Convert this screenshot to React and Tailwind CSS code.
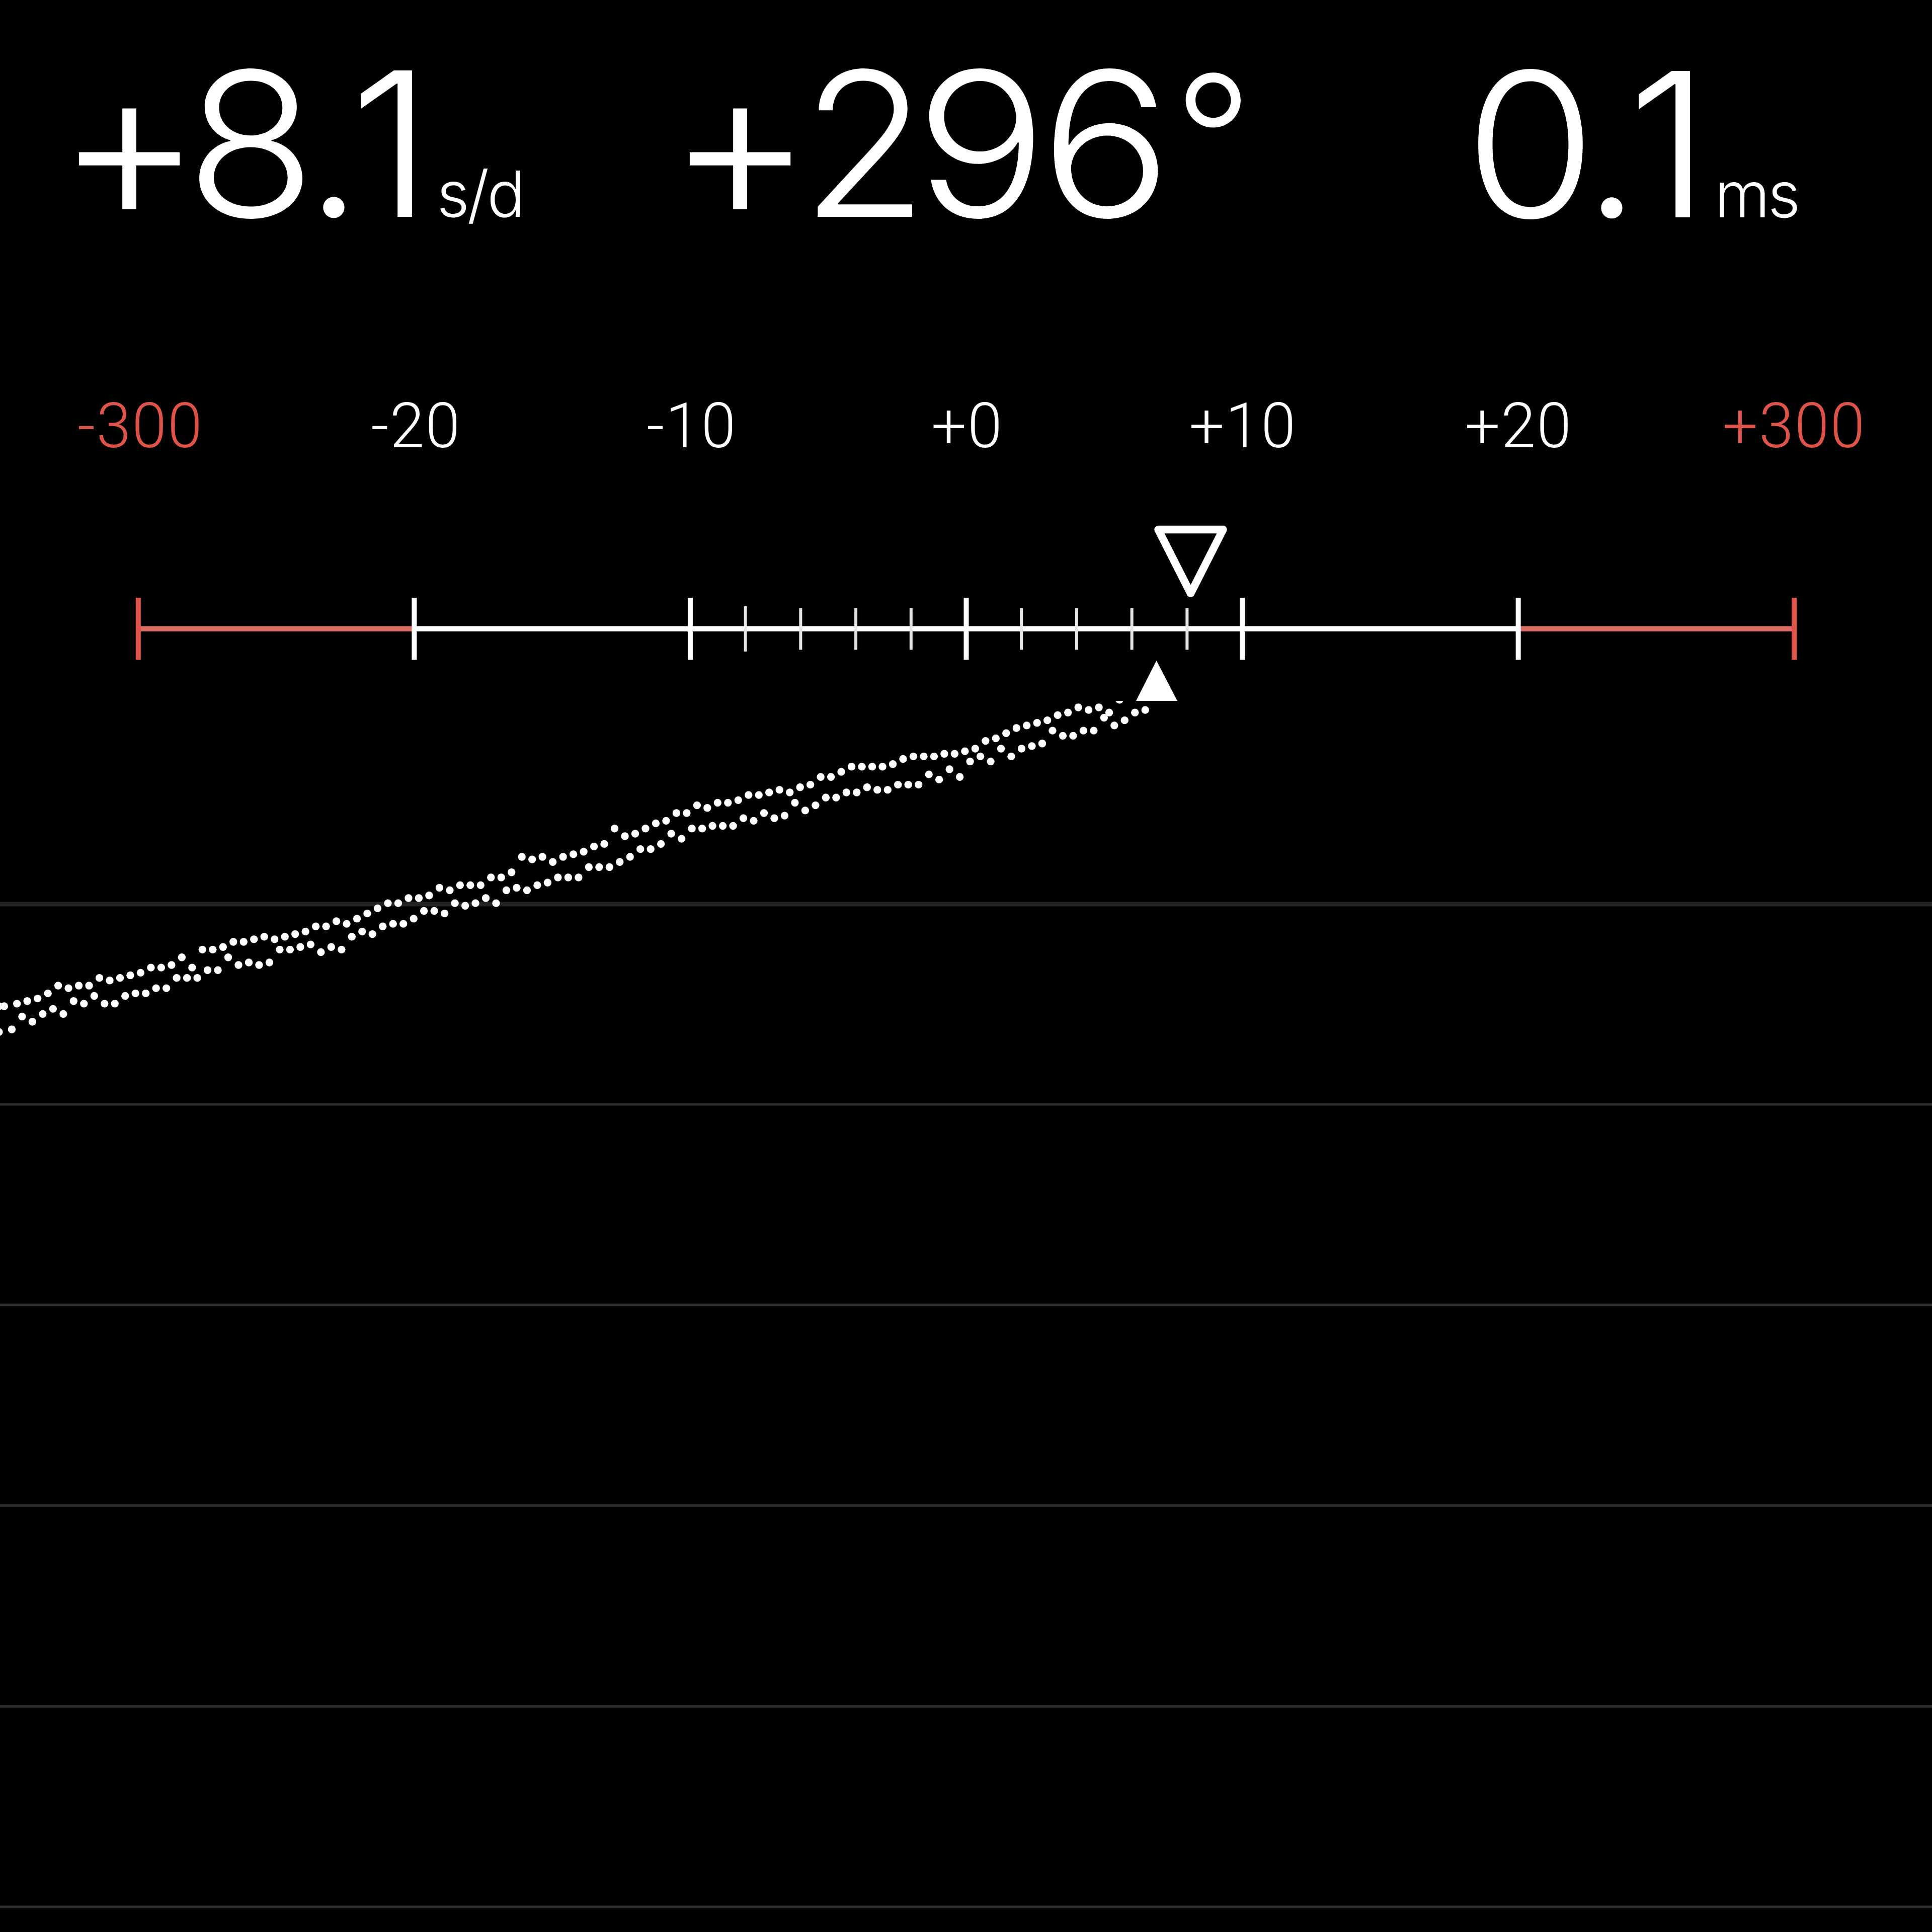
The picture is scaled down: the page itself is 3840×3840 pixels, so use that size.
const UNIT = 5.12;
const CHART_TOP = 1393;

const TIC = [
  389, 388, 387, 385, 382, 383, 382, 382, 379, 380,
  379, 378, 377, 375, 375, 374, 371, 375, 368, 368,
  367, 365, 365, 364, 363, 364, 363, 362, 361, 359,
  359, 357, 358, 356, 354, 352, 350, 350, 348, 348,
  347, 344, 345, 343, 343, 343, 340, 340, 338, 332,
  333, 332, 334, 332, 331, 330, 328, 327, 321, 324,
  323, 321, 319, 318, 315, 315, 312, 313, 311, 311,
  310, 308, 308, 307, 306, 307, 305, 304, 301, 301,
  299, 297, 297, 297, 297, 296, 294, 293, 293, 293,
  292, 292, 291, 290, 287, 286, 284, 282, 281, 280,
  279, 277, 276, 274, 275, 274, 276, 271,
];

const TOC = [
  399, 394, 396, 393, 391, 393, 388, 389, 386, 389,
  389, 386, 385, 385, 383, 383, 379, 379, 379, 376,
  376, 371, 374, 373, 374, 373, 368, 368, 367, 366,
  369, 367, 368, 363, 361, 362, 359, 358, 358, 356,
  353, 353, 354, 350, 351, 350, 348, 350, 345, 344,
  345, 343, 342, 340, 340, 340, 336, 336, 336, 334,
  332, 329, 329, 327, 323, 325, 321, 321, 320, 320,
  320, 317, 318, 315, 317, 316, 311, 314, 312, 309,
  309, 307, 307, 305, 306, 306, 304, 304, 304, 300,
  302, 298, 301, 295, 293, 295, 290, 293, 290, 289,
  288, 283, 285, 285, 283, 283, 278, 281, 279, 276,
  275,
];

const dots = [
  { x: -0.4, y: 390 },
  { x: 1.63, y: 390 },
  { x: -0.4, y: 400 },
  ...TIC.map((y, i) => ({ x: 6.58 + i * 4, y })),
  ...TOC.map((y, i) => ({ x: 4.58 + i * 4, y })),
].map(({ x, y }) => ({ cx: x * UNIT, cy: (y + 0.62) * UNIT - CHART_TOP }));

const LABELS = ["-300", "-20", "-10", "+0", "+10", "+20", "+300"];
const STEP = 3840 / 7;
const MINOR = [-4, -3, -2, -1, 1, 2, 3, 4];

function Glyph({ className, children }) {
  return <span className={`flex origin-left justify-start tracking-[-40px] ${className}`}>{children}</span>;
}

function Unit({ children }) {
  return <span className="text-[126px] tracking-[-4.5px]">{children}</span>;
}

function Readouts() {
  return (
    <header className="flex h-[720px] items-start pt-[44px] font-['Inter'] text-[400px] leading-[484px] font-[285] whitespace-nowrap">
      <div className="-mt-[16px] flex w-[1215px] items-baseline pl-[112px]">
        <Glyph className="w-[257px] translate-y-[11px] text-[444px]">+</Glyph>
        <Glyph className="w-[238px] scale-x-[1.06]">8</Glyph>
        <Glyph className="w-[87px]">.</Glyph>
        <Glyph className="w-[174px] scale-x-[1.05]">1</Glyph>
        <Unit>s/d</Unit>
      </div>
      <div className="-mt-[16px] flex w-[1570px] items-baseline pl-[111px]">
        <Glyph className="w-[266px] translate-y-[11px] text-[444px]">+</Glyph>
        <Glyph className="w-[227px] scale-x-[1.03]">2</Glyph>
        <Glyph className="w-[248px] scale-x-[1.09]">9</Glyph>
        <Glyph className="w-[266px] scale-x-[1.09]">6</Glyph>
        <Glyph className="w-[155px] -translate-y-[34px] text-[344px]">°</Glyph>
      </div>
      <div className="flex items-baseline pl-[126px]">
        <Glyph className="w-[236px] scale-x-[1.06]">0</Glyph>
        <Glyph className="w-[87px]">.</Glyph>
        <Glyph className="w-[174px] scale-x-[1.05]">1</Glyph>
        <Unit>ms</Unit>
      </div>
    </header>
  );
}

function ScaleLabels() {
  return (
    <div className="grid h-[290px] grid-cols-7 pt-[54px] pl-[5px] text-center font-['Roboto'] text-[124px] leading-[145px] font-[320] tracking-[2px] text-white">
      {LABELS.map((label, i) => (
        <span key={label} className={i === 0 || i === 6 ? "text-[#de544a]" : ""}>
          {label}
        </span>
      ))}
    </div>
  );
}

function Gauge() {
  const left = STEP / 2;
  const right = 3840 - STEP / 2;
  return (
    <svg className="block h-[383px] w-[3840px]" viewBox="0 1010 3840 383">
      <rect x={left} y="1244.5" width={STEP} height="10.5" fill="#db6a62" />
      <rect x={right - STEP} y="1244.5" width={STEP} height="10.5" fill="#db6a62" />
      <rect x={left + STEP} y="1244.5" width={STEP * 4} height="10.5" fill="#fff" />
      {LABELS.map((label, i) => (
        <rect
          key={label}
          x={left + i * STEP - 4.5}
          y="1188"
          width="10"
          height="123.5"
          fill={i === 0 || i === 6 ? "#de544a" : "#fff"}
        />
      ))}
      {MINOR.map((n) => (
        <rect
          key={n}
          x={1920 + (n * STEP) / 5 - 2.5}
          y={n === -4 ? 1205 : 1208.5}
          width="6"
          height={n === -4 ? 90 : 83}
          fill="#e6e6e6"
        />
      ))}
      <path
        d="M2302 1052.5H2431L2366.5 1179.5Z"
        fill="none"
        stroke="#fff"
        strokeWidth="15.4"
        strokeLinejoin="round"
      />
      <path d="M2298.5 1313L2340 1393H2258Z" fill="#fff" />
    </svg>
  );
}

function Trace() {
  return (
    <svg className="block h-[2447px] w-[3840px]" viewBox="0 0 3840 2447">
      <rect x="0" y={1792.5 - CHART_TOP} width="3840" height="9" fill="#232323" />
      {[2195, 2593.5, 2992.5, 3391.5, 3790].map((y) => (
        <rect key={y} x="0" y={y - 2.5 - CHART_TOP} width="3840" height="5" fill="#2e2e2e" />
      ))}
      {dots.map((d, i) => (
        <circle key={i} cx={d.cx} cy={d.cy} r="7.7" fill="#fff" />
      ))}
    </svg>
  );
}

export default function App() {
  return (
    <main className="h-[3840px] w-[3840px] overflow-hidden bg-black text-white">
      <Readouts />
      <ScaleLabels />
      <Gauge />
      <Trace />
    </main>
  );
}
····················
§ WHAT IS EXPECTED
Write out the data precisely as given, excluding the pictures.

§ EXERCISE SOLUTION
Convert this screenshot to React and Tailwind CSS code.
The picture is scaled down: the page itself is 3840×3840 pixels, so use that size.
const UNIT = 5.12;
const CHART_TOP = 1393;

const TIC = [
  389, 388, 387, 385, 382, 383, 382, 382, 379, 380,
  379, 378, 377, 375, 375, 374, 371, 375, 368, 368,
  367, 365, 365, 364, 363, 364, 363, 362, 361, 359,
  359, 357, 358, 356, 354, 352, 350, 350, 348, 348,
  347, 344, 345, 343, 343, 343, 340, 340, 338, 332,
  333, 332, 334, 332, 331, 330, 328, 327, 321, 324,
  323, 321, 319, 318, 315, 315, 312, 313, 311, 311,
  310, 308, 308, 307, 306, 307, 305, 304, 301, 301,
  299, 297, 297, 297, 297, 296, 294, 293, 293, 293,
  292, 292, 291, 290, 287, 286, 284, 282, 281, 280,
  279, 277, 276, 274, 275, 274, 276, 271,
];

const TOC = [
  399, 394, 396, 393, 391, 393, 388, 389, 386, 389,
  389, 386, 385, 385, 383, 383, 379, 379, 379, 376,
  376, 371, 374, 373, 374, 373, 368, 368, 367, 366,
  369, 367, 368, 363, 361, 362, 359, 358, 358, 356,
  353, 353, 354, 350, 351, 350, 348, 350, 345, 344,
  345, 343, 342, 340, 340, 340, 336, 336, 336, 334,
  332, 329, 329, 327, 323, 325, 321, 321, 320, 320,
  320, 317, 318, 315, 317, 316, 311, 314, 312, 309,
  309, 307, 307, 305, 306, 306, 304, 304, 304, 300,
  302, 298, 301, 295, 293, 295, 290, 293, 290, 289,
  288, 283, 285, 285, 283, 283, 278, 281, 279, 276,
  275,
];

const dots = [
  { x: -0.4, y: 390 },
  { x: 1.63, y: 390 },
  { x: -0.4, y: 400 },
  ...TIC.map((y, i) => ({ x: 6.58 + i * 4, y })),
  ...TOC.map((y, i) => ({ x: 4.58 + i * 4, y })),
].map(({ x, y }) => ({ cx: x * UNIT, cy: (y + 0.62) * UNIT - CHART_TOP }));

const LABELS = ["-300", "-20", "-10", "+0", "+10", "+20", "+300"];
const STEP = 3840 / 7;
const MINOR = [-4, -3, -2, -1, 1, 2, 3, 4];

function Glyph({ className, children }) {
  return <span className={`flex origin-left justify-start tracking-[-40px] ${className}`}>{children}</span>;
}

function Unit({ children }) {
  return <span className="text-[126px] tracking-[-4.5px]">{children}</span>;
}

function Readouts() {
  return (
    <header className="flex h-[720px] items-start pt-[44px] font-['Inter'] text-[400px] leading-[484px] font-[285] whitespace-nowrap">
      <div className="-mt-[16px] flex w-[1215px] items-baseline pl-[112px]">
        <Glyph className="w-[257px] translate-y-[11px] text-[444px]">+</Glyph>
        <Glyph className="w-[238px] scale-x-[1.06]">8</Glyph>
        <Glyph className="w-[87px]">.</Glyph>
        <Glyph className="w-[174px] scale-x-[1.05]">1</Glyph>
        <Unit>s/d</Unit>
      </div>
      <div className="-mt-[16px] flex w-[1570px] items-baseline pl-[111px]">
        <Glyph className="w-[266px] translate-y-[11px] text-[444px]">+</Glyph>
        <Glyph className="w-[227px] scale-x-[1.03]">2</Glyph>
        <Glyph className="w-[248px] scale-x-[1.09]">9</Glyph>
        <Glyph className="w-[266px] scale-x-[1.09]">6</Glyph>
        <Glyph className="w-[155px] -translate-y-[34px] text-[344px]">°</Glyph>
      </div>
      <div className="flex items-baseline pl-[126px]">
        <Glyph className="w-[236px] scale-x-[1.06]">0</Glyph>
        <Glyph className="w-[87px]">.</Glyph>
        <Glyph className="w-[174px] scale-x-[1.05]">1</Glyph>
        <Unit>ms</Unit>
      </div>
    </header>
  );
}

function ScaleLabels() {
  return (
    <div className="grid h-[290px] grid-cols-7 pt-[54px] pl-[5px] text-center font-['Roboto'] text-[124px] leading-[145px] font-[320] tracking-[2px] text-white">
      {LABELS.map((label, i) => (
        <span key={label} className={i === 0 || i === 6 ? "text-[#de544a]" : ""}>
          {label}
        </span>
      ))}
    </div>
  );
}

function Gauge() {
  const left = STEP / 2;
  const right = 3840 - STEP / 2;
  return (
    <svg className="block h-[383px] w-[3840px]" viewBox="0 1010 3840 383">
      <rect x={left} y="1244.5" width={STEP} height="10.5" fill="#db6a62" />
      <rect x={right - STEP} y="1244.5" width={STEP} height="10.5" fill="#db6a62" />
      <rect x={left + STEP} y="1244.5" width={STEP * 4} height="10.5" fill="#fff" />
      {LABELS.map((label, i) => (
        <rect
          key={label}
          x={left + i * STEP - 4.5}
          y="1188"
          width="10"
          height="123.5"
          fill={i === 0 || i === 6 ? "#de544a" : "#fff"}
        />
      ))}
      {MINOR.map((n) => (
        <rect
          key={n}
          x={1920 + (n * STEP) / 5 - 2.5}
          y={n === -4 ? 1205 : 1208.5}
          width="6"
          height={n === -4 ? 90 : 83}
          fill="#e6e6e6"
        />
      ))}
      <path
        d="M2302 1052.5H2431L2366.5 1179.5Z"
        fill="none"
        stroke="#fff"
        strokeWidth="15.4"
        strokeLinejoin="round"
      />
      <path d="M2298.5 1313L2340 1393H2258Z" fill="#fff" />
    </svg>
  );
}

function Trace() {
  return (
    <svg className="block h-[2447px] w-[3840px]" viewBox="0 0 3840 2447">
      <rect x="0" y={1792.5 - CHART_TOP} width="3840" height="9" fill="#232323" />
      {[2195, 2593.5, 2992.5, 3391.5, 3790].map((y) => (
        <rect key={y} x="0" y={y - 2.5 - CHART_TOP} width="3840" height="5" fill="#2e2e2e" />
      ))}
      {dots.map((d, i) => (
        <circle key={i} cx={d.cx} cy={d.cy} r="7.7" fill="#fff" />
      ))}
    </svg>
  );
}

export default function App() {
  return (
    <main className="h-[3840px] w-[3840px] overflow-hidden bg-black text-white">
      <Readouts />
      <ScaleLabels />
      <Gauge />
      <Trace />
    </main>
  );
}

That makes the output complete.